001 - BuildKit integration for building the container images

Status	accepted
Date	2025-06-02

BuildKit integration for building the container images

Context and Problem Statement

ContainerHive needs to build container images. BuildKit is the modern build engine behind Docker and provides advanced features like efficient caching, concurrent build steps, and OCI-compliant output. The question is how ContainerHive should integrate with BuildKit: should it embed and manage the daemon itself, shell out to buildctl, or expect the user to provide a running BuildKit instance?

Decision Drivers

Must work for both local development and CI environments
Should not force a specific daemon lifecycle on users (rootless, rootful, Docker-managed, remote, etc.)
Avoid packaging and management complexity
Leverage BuildKit's Go client library for type safety and direct gRPC integration
Keep ContainerHive focused on orchestration, not daemon management

Considered Options

Option 1: Embed BuildKit daemon and run directly on the host
Option 2: Embed daemon for Linux (CI), fall back to Docker for local
Option 3: "Bring your own" - connect to a user-provided BuildKit daemon via endpoint (e.g. BUILDKIT_HOST)
Option 4: Embed buildctl and run as subprocess
Option 5: Require users to install buildctl locally

Decision Outcome

Chosen option: "Option 3 - Bring your own BuildKit daemon", because it cleanly separates daemon lifecycle from ContainerHive's responsibility while leveraging the BuildKit Go client API for direct, type-safe integration over gRPC. The user controls how BuildKit runs (rootless, Docker socket, remote TCP, etc.) and ContainerHive connects to it via an endpoint string, following the same convention as buildctl with BUILDKIT_HOST.

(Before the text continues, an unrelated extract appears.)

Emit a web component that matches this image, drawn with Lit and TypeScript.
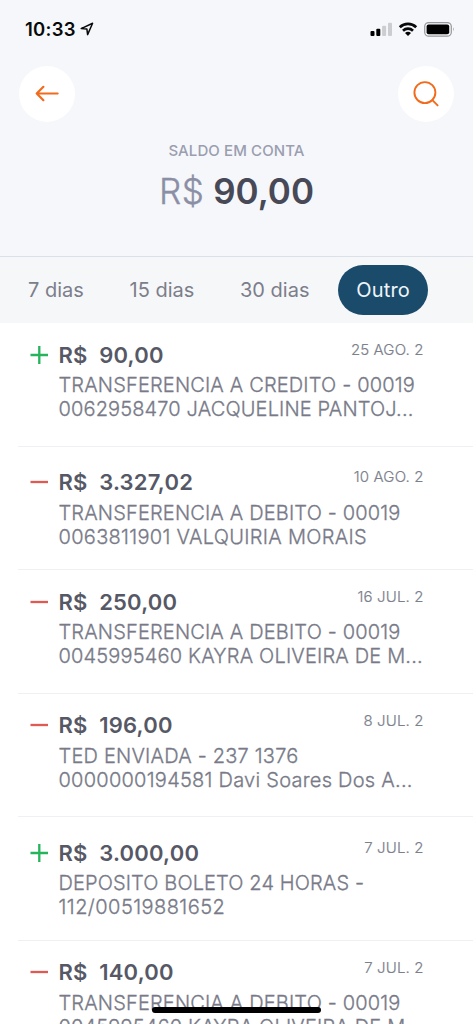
import { LitElement, html, css, svg } from "lit";
import { customElement, property, state } from "lit/decorators.js";
import { classMap } from "lit/directives/class-map.js";

interface Entry {
  credit: boolean;
  low?: boolean;
  amount: string;
  date: string;
  lines: { text: string; tracking: number }[];
}

const line = (text: string, tracking = 0) => ({ text, tracking });

const ENTRIES: Entry[] = [
  { credit: true, amount: "90,00", date: "25 AGO. 2", lines: [line("TRANSFERENCIA A CREDITO - 00019", 0.16), line("0062958470 JACQUELINE PANTOJ...", 0.14)] },
  { credit: false, low: true, amount: "3.327,02", date: "10 AGO. 2", lines: [line("TRANSFERENCIA A DEBITO - 00019", 0.16), line("0063811901 VALQUIRIA MORAIS", 0.3)] },
  { credit: false, amount: "250,00", date: "16 JUL. 2", lines: [line("TRANSFERENCIA A DEBITO - 00019", 0.16), line("0045995460 KAYRA OLIVEIRA DE M...", 0.17)] },
  { credit: false, amount: "196,00", date: "8 JUL. 2", lines: [line("TED ENVIADA - 237 1376", 0.2), line("0000000194581 Davi Soares Dos A...", 0.25)] },
  { credit: true, low: true, amount: "3.000,00", date: "7 JUL. 2", lines: [line("DEPOSITO BOLETO 24 HORAS -", 0.11), line("112/00519881652", 0.45)] },
  { credit: false, amount: "140,00", date: "7 JUL. 2", lines: [line("TRANSFERENCIA A DEBITO - 00019", 0.16), line("0045995460 KAYRA OLIVEIRA DE M...", 0.17)] },
];

@customElement("status-bar")
class StatusBar extends LitElement {
  static styles = css`
    :host { display: flex; justify-content: space-between; height: 60px; padding: 0 18px 0 25px; box-sizing: border-box; color: #08090b; }
    .left { display: flex; align-items: center; gap: 4px; }
    .time { font-size: 18.5px; font-weight: 600; line-height: 58px; height: 60px; letter-spacing: 0.25px; }
    .arrow { margin-top: -2px; }
    svg { display: block; }
  `;
  render() {
    return html`
      <div class="left">
        <span class="time">10:33</span>
        <svg class="arrow" width="14" height="14" viewBox="0 0 14 14">
          <path d="M1.2 6.6 12.6 1.2 7.6 12.6 6.9 7.1Z" fill="none" stroke="currentColor" stroke-width="1.5" stroke-linejoin="round" />
        </svg>
      </div>
      <svg width="86" height="60" viewBox="369 0 86 60">
        <rect x="370.5" y="31" width="4" height="5" rx="1" />
        <rect x="376.3" y="28.7" width="4" height="7.3" rx="1" />
        <rect x="382.1" y="25.8" width="4" height="10.2" rx="1" fill="#cccdd0" />
        <rect x="388" y="22.8" width="4" height="13.2" rx="1" fill="#cccdd0" />
        <g fill="none" stroke="#08090b" stroke-width="2.7">
          <path d="M399.8 27.2a11.8 11.8 0 0 1 16.4 0" />
          <path d="M403 30.7a7.3 7.3 0 0 1 10 0" />
        </g>
        <path d="M405 33.1a4.5 4.5 0 0 1 6 0L408 36Z" />
        <rect x="424.7" y="22.6" width="26.6" height="13.6" rx="4" fill="none" stroke="#96979a" stroke-width="1.2" />
        <rect x="426.6" y="24.4" width="22.6" height="9.8" rx="2" />
        <path d="M453 27.2q1.8 2 0 4.2Z" fill="#96979a" />
      </svg>
    `;
  }
}

@customElement("round-button")
class RoundButton extends LitElement {
  @property() icon = "back";
  static styles = css`
    :host { display: block; }
    .btn { display: grid; place-items: center; width: 56px; height: 56px; border: 0; padding: 0; border-radius: 50%; background: #fff; color: #f26a1b; }
    svg { display: block; fill: none; stroke: currentColor; stroke-linecap: round; stroke-linejoin: round; }
  `;
  render() {
    const glyph = this.icon === "back"
      ? svg`<path d="M10.4 20.2 3.7 13.5 10.4 6.8M4 13.5H24.6" stroke-width="2.2"/>`
      : svg`<circle cx="12.9" cy="12.6" r="10.5" stroke-width="1.9"/><path d="M20.4 20.2 25.6 25.4" stroke-width="1.9"/>`;
    return html`<button class="btn"><svg width="28" height="28" viewBox="0 0 28 28">${glyph}</svg></button>`;
  }
}

@customElement("statement-row")
class StatementRow extends LitElement {
  @property({ attribute: false }) entry!: Entry;
  static styles = css`
    :host { display: block; height: 123.5px; box-sizing: border-box; margin-left: 18px; border-bottom: 1px solid #eff0f3; }
    .row { display: grid; grid-template-columns: 40.5px 1fr auto; padding: 17.5px 49.5px 0 0; }
    .row.low { padding-top: 21.2px; }
    .sign { display: block; margin: 4px 0 0 12px; }
    .plus { stroke: #25b35b; }
    .minus { stroke: #df5a52; }
    .amount { font-size: 22px; font-weight: 600; line-height: 28px; letter-spacing: 0.22px; color: #565866; white-space: pre; }
    .date { padding-top: 0.4px; font-size: 15px; font-weight: 300; line-height: 18px; letter-spacing: 0.12px; color: #7c7f8c; -webkit-text-stroke: 0.2px #7c7f8c; }
    .desc { grid-column: 2 / 4; margin-top: 4.5px; font-size: 20px; font-weight: 300; line-height: 24px; color: #787a88; -webkit-text-stroke: 0.3px #787a88; white-space: nowrap; }
    .line { display: block; }
  `;
  render() {
    const e = this.entry;
    return html`
      <div class=${classMap({ row: true, low: !!e.low })}>
        <svg class="sign ${e.credit ? "plus" : "minus"}" width="20" height="20" viewBox="0 0 20 20" stroke-width="2.3">
          <path d=${e.credit ? "M.5 10H18M9.3 1V19" : "M.5 10H18"} />
        </svg>
        <div class="amount">R$  ${e.amount}</div>
        <div class="date">${e.date}</div>
        <div class="desc">${e.lines.map((l) => html`<span class="line" style="letter-spacing:${l.tracking}px">${l.text}</span>`)}</div>
      </div>
    `;
  }
}

@customElement("app-root")
class AppRoot extends LitElement {
  @state() private selected = "Outro";

  static styles = css`
    :host { display: block; position: relative; height: 1024px; overflow: hidden; background: #fff; font-family: Inter, "Liberation Sans", sans-serif; }
    .header { height: 257px; box-sizing: border-box; background: #f6f7fa; border-bottom: 1px solid #dce0e8; }
    .nav { display: flex; justify-content: space-between; padding: 6px 19px 0; }
    .balance { display: flex; flex-direction: column; align-items: center; padding-top: 20px; }
    .label { font-size: 15px; font-weight: 500; line-height: 18px; letter-spacing: 0.1px; color: #9a9eb0; }
    .value { margin-top: 9px; font-size: 35px; line-height: 44px; font-weight: 600; color: #474957; }
    .currency { font-weight: 300; letter-spacing: 0.5px; color: #8b8fa5; -webkit-text-stroke: 0.4px #8b8fa5; }
    .tabs { display: flex; align-items: center; height: 66.4px; padding: 0 0 0 10px; box-sizing: border-box; background: #f6f7f9; }
    .tab { height: 49.6px; border: 0; border-radius: 25px; padding: 1px 18px 0; margin-right: 9.7px; background: none; font: 400 20px/49px Inter, "Liberation Sans", sans-serif; color: #7c7e8b; white-space: nowrap; }
    .tab.active { margin-left: 1px; letter-spacing: 0.2px; background: #1b4b6b; color: #eef5fa; }
    .home { position: absolute; left: 152px; top: 1007px; width: 169px; height: 6px; border-radius: 3px; background: #000; }
  `;

  render() {
    return html`
      <div class="header">
        <status-bar></status-bar>
        <div class="nav">
          <round-button icon="back"></round-button>
          <round-button icon="search"></round-button>
        </div>
        <div class="balance">
          <div class="label">SALDO EM CONTA</div>
          <div class="value"><span class="currency">R$</span> 90,00</div>
        </div>
      </div>
      <div class="tabs">
        ${["7 dias", "15 dias", "30 dias", "Outro"].map(
          (t) => html`<button class=${classMap({ tab: true, active: t === this.selected })} @click=${() => (this.selected = t)}>${t}</button>`
        )}
      </div>
      <div class="list">${ENTRIES.map((e) => html`<statement-row .entry=${e}></statement-row>`)}</div>
      <div class="home"></div>
    `;
  }
}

For local development, ContainerHive will attempt to connect to standard paths/URLs. CI configuration will specify the buildkitd address explicitly. This also leaves the door open for ContainerHive to optionally spin up a buildkitd container using the image version specified in the project-wide configuration, though this is subject to further evaluation.

Pros and Cons of the Options

Option 1: Embed BuildKit daemon and run directly on the host

Run buildkitd in-process on the host machine.

Good, because no external daemon dependency
Good, because simplest user experience on Linux
Bad, because only works on Linux - buildkitd cannot run natively on macOS or Windows
Bad, because requires root or complex rootless setup managed by ContainerHive
Bad, because tight coupling to daemon lifecycle creates failure modes unrelated to building

Option 2: Embed daemon for Linux, use Docker for local

Hybrid approach: embedded buildkitd on Linux (CI), Docker's built-in BuildKit on developer machines.

Good, because works on all platforms via Docker
Good, because optimized for CI where Docker overhead is unnecessary
Bad, because two different code paths to maintain and test
Bad, because subtle behavioral differences between embedded and Docker-managed BuildKit
Bad, because Docker's BuildKit integration may lag behind standalone BuildKit features

Option 3: "Bring your own" BuildKit daemon

Connect to a user-provided BuildKit instance via endpoint. Use the BuildKit Go client library ( github.com/moby/buildkit/client) for direct gRPC communication.

Good, because users choose their own daemon setup (rootless, Docker, remote, Kubernetes, etc.)
Good, because BuildKit has a Go API that provides type-safe, direct gRPC integration without subprocess overhead
Good, because works identically across platforms - the daemon runs wherever the user wants
Good, because ContainerHive stays focused on orchestration rather than daemon management
Bad, because requires users to have a running BuildKit daemon before using ContainerHive
Bad, because the BuildKit Go API is largely undocumented, increasing maintenance burden

Option 4: Embed `buildctl` and run as subprocess

Bundle the buildctl binary and invoke it via os/exec.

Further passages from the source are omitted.